__Task brief__. Extract, from the listing that follows, each line containing the word "index".
[begin Source excerpt]
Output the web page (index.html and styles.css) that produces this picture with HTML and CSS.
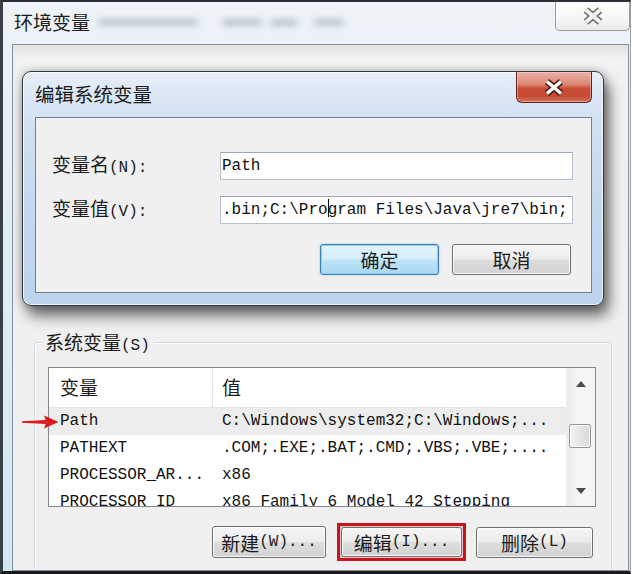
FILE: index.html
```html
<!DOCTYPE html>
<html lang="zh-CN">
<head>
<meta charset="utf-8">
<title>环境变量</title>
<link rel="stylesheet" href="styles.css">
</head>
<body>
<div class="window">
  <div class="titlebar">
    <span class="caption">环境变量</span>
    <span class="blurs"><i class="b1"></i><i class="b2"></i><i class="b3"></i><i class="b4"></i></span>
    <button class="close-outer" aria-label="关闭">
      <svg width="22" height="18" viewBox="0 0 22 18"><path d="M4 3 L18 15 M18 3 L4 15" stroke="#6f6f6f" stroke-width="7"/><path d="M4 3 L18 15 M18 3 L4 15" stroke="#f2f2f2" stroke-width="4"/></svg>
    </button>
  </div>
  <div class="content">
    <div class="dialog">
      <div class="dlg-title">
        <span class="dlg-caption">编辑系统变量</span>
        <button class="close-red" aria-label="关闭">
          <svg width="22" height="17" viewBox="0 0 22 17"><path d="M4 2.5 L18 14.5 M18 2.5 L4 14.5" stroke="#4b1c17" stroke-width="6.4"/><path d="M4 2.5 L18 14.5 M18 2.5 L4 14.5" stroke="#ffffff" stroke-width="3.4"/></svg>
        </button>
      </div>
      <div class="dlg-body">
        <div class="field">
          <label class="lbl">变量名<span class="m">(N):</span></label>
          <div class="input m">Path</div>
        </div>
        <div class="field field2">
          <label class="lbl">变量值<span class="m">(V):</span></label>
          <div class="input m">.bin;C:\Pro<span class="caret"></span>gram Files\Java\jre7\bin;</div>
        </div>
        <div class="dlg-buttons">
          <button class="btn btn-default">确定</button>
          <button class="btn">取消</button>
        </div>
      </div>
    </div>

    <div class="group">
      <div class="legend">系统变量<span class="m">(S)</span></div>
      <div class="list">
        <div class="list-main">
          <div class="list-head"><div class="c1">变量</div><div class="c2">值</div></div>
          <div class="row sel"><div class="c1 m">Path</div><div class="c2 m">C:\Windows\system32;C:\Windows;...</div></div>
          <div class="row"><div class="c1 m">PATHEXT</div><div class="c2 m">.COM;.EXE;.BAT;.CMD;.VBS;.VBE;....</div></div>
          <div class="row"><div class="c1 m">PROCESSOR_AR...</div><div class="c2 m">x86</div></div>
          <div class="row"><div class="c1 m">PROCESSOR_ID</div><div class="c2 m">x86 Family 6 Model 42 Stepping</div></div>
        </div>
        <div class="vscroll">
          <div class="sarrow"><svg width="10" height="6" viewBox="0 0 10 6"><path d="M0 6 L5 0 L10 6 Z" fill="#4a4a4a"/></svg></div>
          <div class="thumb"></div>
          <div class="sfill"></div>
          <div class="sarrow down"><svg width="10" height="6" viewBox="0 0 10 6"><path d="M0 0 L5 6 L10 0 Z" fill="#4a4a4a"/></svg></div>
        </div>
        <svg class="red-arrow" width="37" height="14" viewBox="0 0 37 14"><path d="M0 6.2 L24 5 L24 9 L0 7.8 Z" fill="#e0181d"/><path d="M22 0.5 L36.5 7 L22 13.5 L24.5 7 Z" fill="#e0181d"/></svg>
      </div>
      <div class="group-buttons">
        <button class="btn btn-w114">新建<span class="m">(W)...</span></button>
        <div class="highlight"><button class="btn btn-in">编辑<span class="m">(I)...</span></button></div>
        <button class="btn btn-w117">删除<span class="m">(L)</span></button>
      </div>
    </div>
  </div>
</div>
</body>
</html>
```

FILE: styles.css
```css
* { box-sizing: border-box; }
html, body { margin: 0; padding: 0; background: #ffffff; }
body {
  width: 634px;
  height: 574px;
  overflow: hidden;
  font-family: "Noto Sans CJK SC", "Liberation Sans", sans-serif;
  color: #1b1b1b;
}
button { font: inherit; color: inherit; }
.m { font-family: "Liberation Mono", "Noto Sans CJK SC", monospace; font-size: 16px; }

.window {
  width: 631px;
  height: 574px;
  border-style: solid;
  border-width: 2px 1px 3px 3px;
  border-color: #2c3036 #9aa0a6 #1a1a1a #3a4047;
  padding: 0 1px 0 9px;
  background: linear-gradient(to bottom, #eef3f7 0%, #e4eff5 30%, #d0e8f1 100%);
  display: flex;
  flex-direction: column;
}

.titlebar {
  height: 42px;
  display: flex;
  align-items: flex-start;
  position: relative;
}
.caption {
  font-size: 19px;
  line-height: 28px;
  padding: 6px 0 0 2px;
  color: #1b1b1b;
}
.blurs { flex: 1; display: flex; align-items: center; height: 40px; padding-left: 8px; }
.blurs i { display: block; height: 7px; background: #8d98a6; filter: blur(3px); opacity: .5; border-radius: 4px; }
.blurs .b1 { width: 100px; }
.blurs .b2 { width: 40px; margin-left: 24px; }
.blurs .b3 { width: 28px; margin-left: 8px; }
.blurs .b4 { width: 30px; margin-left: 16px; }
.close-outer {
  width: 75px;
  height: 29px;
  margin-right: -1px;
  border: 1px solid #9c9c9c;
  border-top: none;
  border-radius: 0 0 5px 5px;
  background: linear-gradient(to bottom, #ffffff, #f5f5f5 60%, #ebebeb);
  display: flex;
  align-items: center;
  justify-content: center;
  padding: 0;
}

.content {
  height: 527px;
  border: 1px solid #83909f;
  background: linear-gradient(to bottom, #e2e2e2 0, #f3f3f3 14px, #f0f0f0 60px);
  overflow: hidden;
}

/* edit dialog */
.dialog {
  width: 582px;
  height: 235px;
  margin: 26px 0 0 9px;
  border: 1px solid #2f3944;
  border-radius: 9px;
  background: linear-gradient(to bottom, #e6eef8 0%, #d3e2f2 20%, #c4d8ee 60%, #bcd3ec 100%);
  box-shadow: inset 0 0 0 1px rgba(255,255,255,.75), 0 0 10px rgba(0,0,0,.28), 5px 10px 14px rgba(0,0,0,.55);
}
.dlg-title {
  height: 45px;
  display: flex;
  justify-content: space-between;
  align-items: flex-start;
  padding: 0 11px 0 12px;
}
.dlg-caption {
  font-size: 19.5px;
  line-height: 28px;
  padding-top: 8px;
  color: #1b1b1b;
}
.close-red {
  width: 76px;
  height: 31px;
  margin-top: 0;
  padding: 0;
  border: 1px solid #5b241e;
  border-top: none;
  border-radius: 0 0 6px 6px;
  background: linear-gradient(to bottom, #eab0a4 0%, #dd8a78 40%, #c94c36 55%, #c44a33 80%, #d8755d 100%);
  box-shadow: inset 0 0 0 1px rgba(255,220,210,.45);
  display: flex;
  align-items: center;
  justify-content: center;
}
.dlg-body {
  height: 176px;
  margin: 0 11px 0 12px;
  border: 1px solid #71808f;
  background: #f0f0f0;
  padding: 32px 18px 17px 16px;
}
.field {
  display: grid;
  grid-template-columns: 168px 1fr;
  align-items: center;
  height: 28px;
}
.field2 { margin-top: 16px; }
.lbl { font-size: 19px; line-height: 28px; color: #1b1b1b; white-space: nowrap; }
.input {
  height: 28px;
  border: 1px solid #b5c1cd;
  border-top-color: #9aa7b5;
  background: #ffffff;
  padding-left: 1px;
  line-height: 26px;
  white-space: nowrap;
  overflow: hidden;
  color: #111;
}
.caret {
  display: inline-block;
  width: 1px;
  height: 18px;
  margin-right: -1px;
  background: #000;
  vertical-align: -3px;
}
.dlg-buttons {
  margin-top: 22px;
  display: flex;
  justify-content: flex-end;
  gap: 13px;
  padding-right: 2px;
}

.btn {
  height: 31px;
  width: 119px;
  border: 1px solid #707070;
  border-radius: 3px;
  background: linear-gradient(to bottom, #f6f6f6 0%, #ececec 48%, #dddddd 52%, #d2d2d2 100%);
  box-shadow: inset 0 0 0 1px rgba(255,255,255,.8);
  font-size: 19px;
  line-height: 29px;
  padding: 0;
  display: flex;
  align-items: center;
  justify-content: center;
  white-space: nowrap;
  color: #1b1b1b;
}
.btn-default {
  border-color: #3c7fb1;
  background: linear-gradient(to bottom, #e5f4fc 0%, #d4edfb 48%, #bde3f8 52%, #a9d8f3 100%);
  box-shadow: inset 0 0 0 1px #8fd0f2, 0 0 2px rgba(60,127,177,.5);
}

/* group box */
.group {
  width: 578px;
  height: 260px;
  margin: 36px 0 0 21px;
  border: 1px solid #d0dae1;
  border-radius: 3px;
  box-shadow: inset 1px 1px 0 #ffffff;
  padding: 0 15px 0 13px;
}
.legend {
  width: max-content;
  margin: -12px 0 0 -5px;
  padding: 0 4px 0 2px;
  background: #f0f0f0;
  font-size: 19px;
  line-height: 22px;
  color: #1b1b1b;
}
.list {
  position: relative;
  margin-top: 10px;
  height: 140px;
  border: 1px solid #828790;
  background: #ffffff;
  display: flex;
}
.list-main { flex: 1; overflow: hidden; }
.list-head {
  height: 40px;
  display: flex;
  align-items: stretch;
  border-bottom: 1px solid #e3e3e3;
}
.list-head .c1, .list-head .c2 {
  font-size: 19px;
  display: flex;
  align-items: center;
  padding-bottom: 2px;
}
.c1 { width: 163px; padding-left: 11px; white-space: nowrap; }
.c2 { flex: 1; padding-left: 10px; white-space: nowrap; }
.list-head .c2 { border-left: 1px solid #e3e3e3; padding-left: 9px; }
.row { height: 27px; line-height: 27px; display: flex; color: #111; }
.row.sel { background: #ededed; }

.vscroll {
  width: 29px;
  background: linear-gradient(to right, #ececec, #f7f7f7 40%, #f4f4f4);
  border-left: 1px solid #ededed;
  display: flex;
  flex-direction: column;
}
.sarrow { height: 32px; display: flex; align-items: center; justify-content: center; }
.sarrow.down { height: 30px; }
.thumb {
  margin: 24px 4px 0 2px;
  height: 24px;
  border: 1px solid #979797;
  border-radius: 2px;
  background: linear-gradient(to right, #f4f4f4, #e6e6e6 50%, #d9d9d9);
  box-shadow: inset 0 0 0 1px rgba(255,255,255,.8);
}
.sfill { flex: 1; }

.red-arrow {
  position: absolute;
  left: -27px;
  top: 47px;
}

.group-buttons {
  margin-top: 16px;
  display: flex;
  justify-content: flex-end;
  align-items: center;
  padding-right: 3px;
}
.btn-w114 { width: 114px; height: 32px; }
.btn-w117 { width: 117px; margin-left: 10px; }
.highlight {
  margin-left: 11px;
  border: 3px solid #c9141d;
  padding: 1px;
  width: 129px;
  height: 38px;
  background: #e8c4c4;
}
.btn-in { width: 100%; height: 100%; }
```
[end Source excerpt]
__Completed task__.
Output the web page (index.html and styles.css) that produces this picture with HTML and CSS.
FILE: index.html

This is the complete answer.